— Volkswagen has jumped another hurdle as it slowly re-starts production at six plants after contract disagreements with two suppliers left about 28,000 VW employees idle.
After a marathon 20-hour negotiation session that went through the night, VW and its suppliers, CarTrim, and ES Automobilguss, agreed to settle their differences and get operations back on track.
The contract issues were resolved one day after the automaker said contract talks broke down and left the company with no choice but to halt production of the Volkswagen Golf and Passat. Thousands of jobs were temporarily affected in the production of engines, transmissions, chassis, exhaust systems and even plastic parts.
Volkswagen said a district court issued injunctions demanding the suppliers start doing their jobs, but CarTrim and ES Automobilguss didn't budge. VW claimed the companies ignored the court after ignoring their obligations to VW, but both suppliers said none of the problems would have existed if the automaker wouldn't have canceled certain contracts without explanation or compensation.
Both suppliers say the contracts are worth tens of millions of euros and the contracts wouldn't have been canceled in the first place if VW wouldn't be in such a mess with its emissions scandal.
The suppliers said they will resume delivering parts to the shuttered assembly plants and will continue to work with the automaker for the next six years.
VW Wants Investor Lawsuit Tossed Out
Volkswagen's supplier mess may be clearing up, but the automaker still has many problems awaiting in court, as VW said it wants a federal judge to dismiss securities lawsuits filed after investors said they lost money because of VW's emissions cheating that went on at least seven years.

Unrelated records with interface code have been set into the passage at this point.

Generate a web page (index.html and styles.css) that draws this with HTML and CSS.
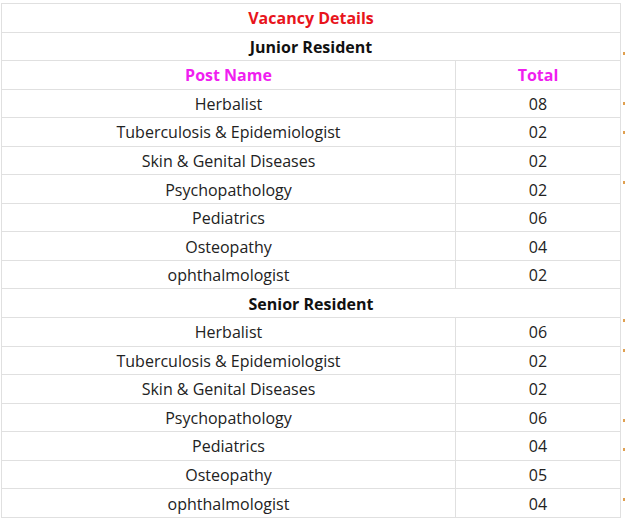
FILE: index.html
```html
<!DOCTYPE html>
<html>
<head>
<meta charset="utf-8">
<link rel="stylesheet" href="styles.css">
</head>
<body>
<div class="wrap">
<table class="vac">
  <tr><td colspan="2" class="title">Vacancy Details</td></tr>
  <tr><td colspan="2" class="section">Junior Resident</td></tr>
  <tr><td class="head">Post Name</td><td class="head num">Total</td></tr>
  <tr><td>Herbalist</td><td class="num">08</td></tr>
  <tr><td>Tuberculosis &amp; Epidemiologist</td><td class="num">02</td></tr>
  <tr><td>Skin &amp; Genital Diseases</td><td class="num">02</td></tr>
  <tr><td>Psychopathology</td><td class="num">02</td></tr>
  <tr><td>Pediatrics</td><td class="num">06</td></tr>
  <tr><td>Osteopathy</td><td class="num">04</td></tr>
  <tr><td>ophthalmologist</td><td class="num">02</td></tr>
  <tr><td colspan="2" class="section">Senior Resident</td></tr>
  <tr><td>Herbalist</td><td class="num">06</td></tr>
  <tr><td>Tuberculosis &amp; Epidemiologist</td><td class="num">02</td></tr>
  <tr><td>Skin &amp; Genital Diseases</td><td class="num">02</td></tr>
  <tr><td>Psychopathology</td><td class="num">06</td></tr>
  <tr><td>Pediatrics</td><td class="num">04</td></tr>
  <tr><td>Osteopathy</td><td class="num">05</td></tr>
  <tr><td>ophthalmologist</td><td class="num">04</td></tr>
</table>
<span class="dot" style="top:52px"></span>
<span class="dot" style="top:102px"></span>
<span class="dot" style="top:131px"></span>
<span class="dot" style="top:181px"></span>
<span class="dot" style="top:319px"></span>
<span class="dot" style="top:349px"></span>
<span class="dot" style="top:419px"></span>
<span class="dot" style="top:448px"></span>
<span class="dot" style="top:498px"></span>
</div>
</body>
</html>
```
FILE: styles.css
```css
html, body {
  margin: 0;
  padding: 0;
  background: #fff;
}
.wrap {
  position: relative;
  padding: 3px 0 0 1px;
  width: 625px;
  height: 522px;
  box-sizing: border-box;
}
.vac {
  border-collapse: collapse;
  width: 620px;
  font-family: "Open Sans", "Noto Sans", sans-serif;
  font-size: 16px;
  color: #222;
}
.vac td {
  border: 1px solid #e0e0e0;
  text-align: center;
  height: 28.55px;
  padding: 1px 4px 0;
  box-sizing: border-box;
  line-height: 20px;
}
.vac td.num {
  width: 165px;
}
.title {
  color: #e8141c;
  font-weight: 700;
}
.section {
  font-weight: 700;
  color: #111;
}
.head {
  color: #f01ef0;
  font-weight: 700;
}
.dot {
  position: absolute;
  left: 623px;
  width: 2px;
  height: 3px;
  background: #e0a050;
}
```
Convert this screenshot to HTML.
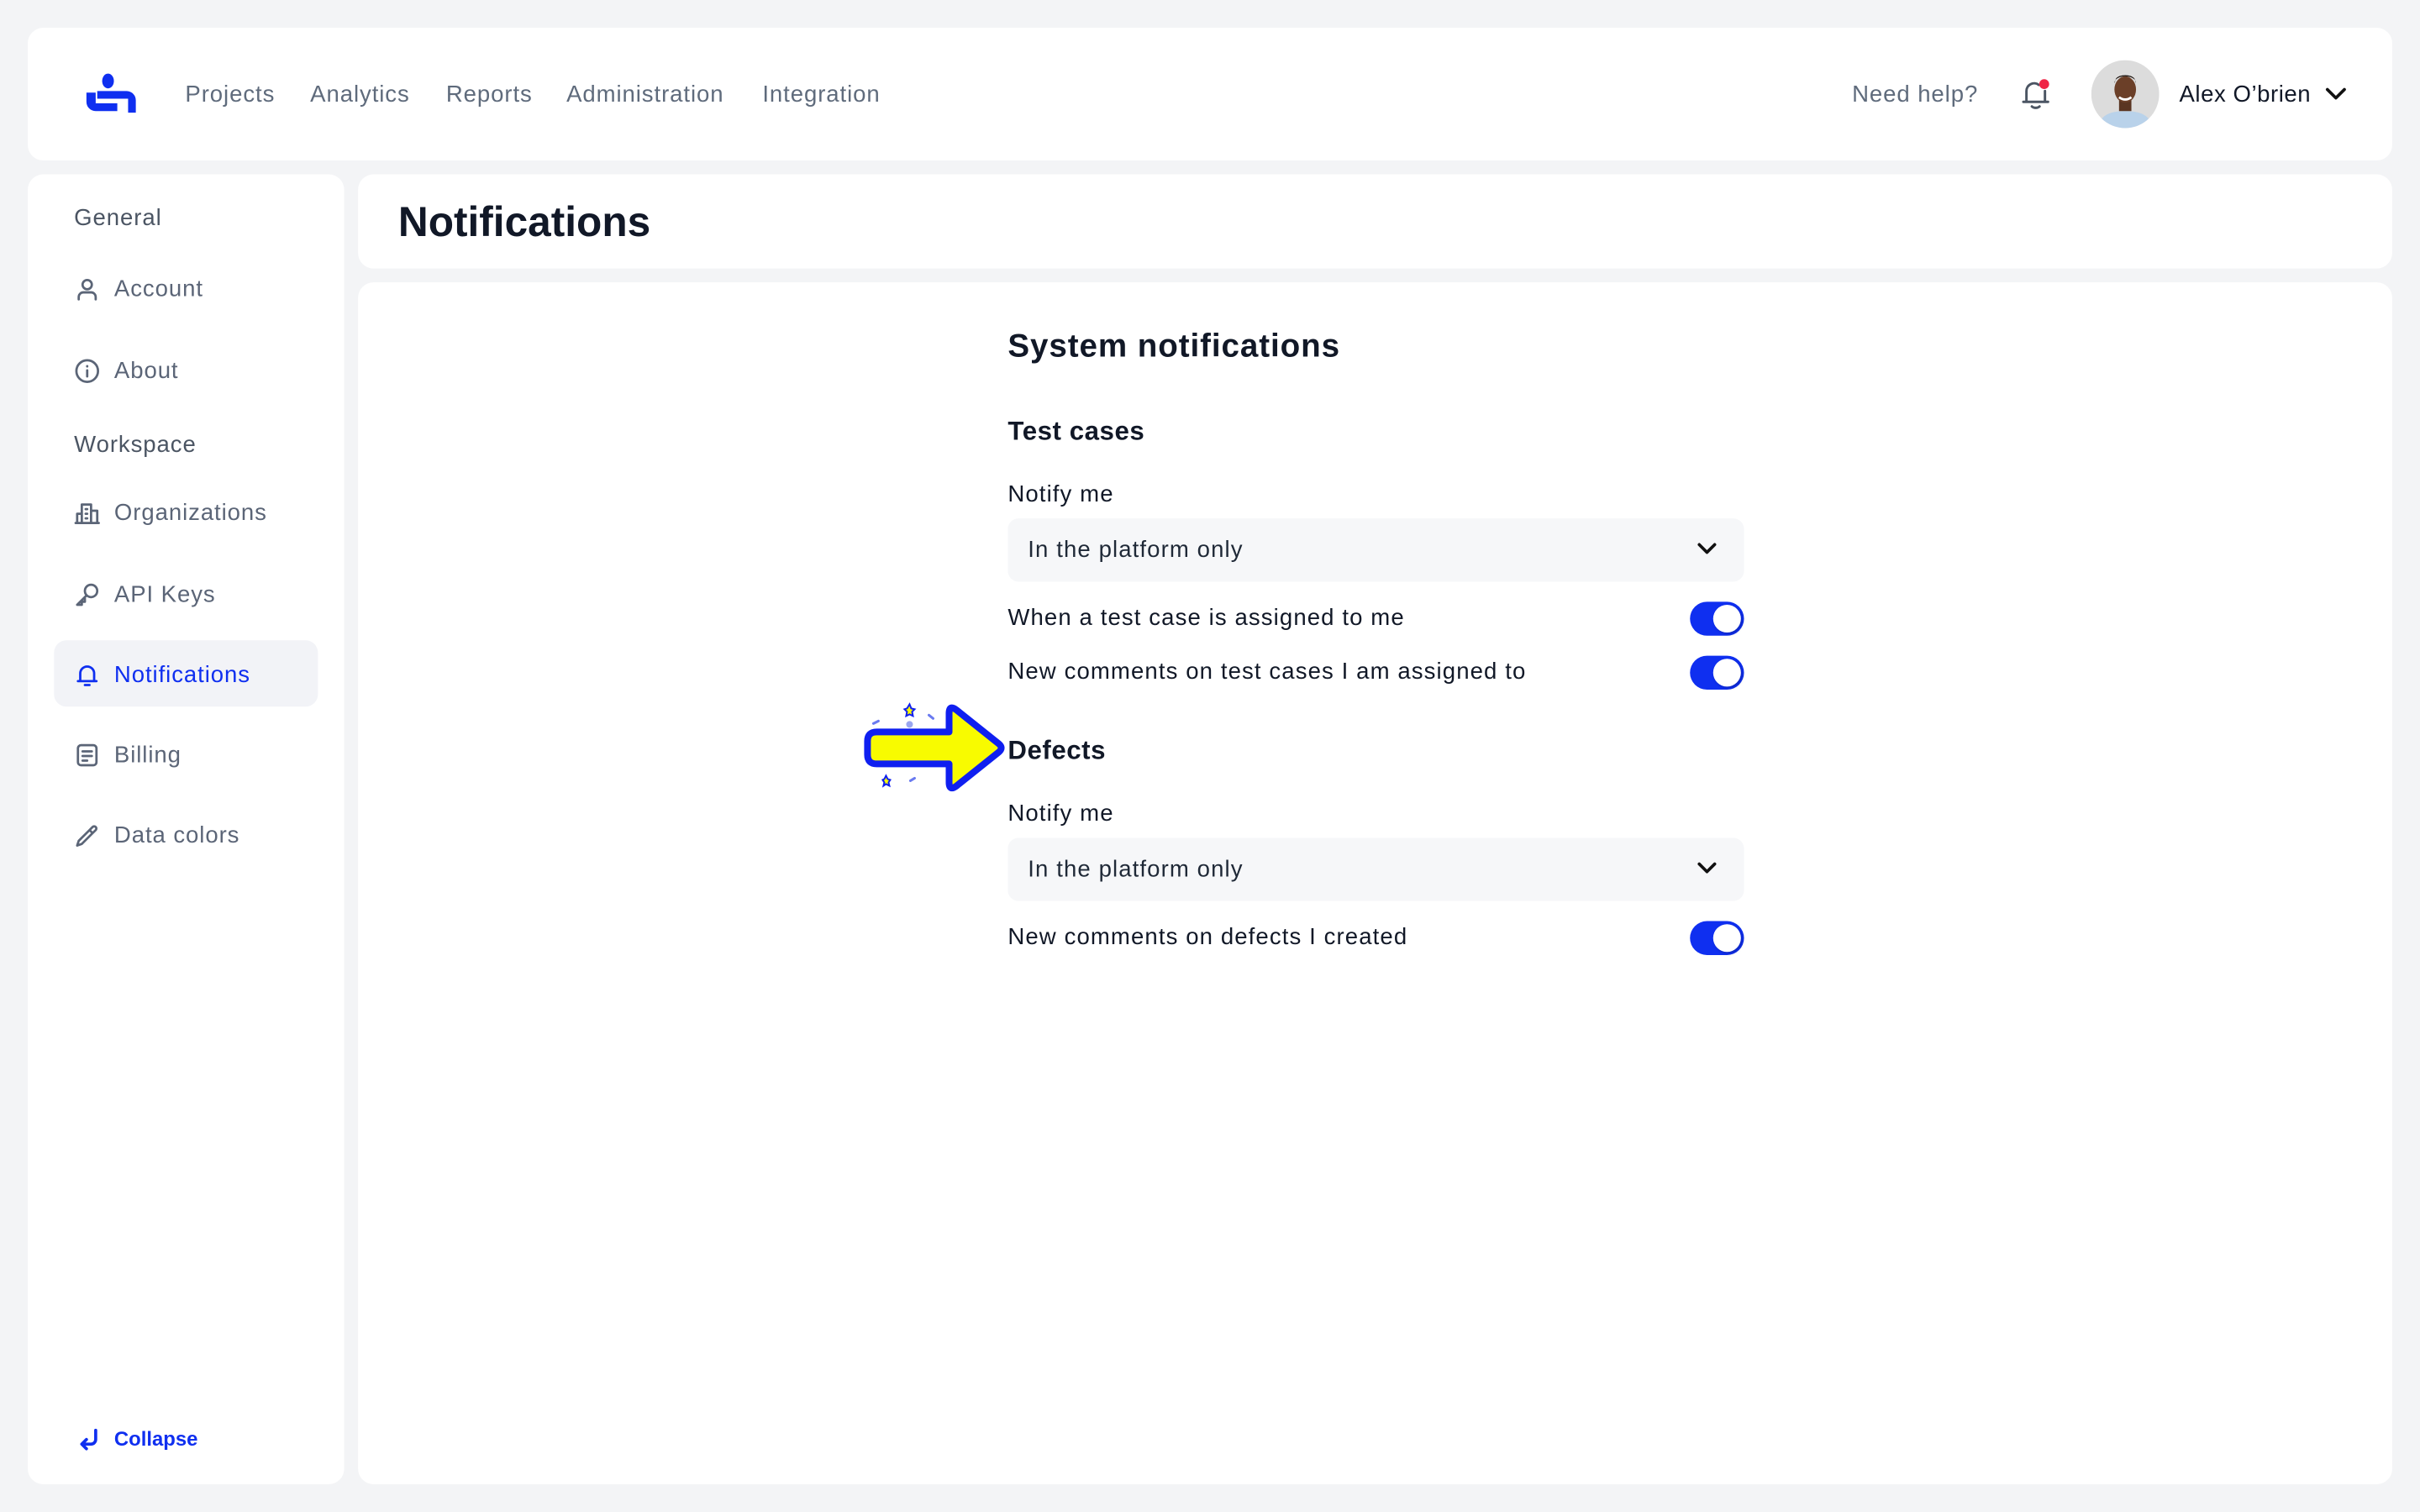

U.S. District Judge Charles Breyer was asked to dismiss the securities suits after VW said the lawsuits, filed by lead plaintiffs the Arkansas State Highway Employees' Retirement System and the Miami police pension fund, are without merit. Attorneys for the automaker argue any alleged problems with investors shouldn't be placed before a judge or jury, at least not in the U.S.
The lawsuits accuse VW of knowing its vehicles were equipped with emissions "defeat devices" used to fool official emissions tests. Once the tests were concluded, the cars emitted up to 40 times the amount of nitrogen oxides as allowed by law.
Although 2-liter "clean diesel" owners will finally see relief in the form of vehicle buybacks, investors say they have watched as stock prices dropped because of VW's deception.
Lawyers for former CEO Martin Winterkorn and Herbert Diess, chairman of the board of management, claim the U.S. court system is not the place to argue about investor issues because those problems should be reserved for German courts.
VW says everything issued to investors came out of German headquarters and legal complaints filed in the U.S. "do not satisfy elements of a U.S. securities claim." In addition, attorneys for Winterkorn say the former CEO hasn't even visited the U.S. since July 2015, which was before the emissions chaos ensued.
Judge Breyer is scheduled to hold a hearing about the matter on December 16, 2016.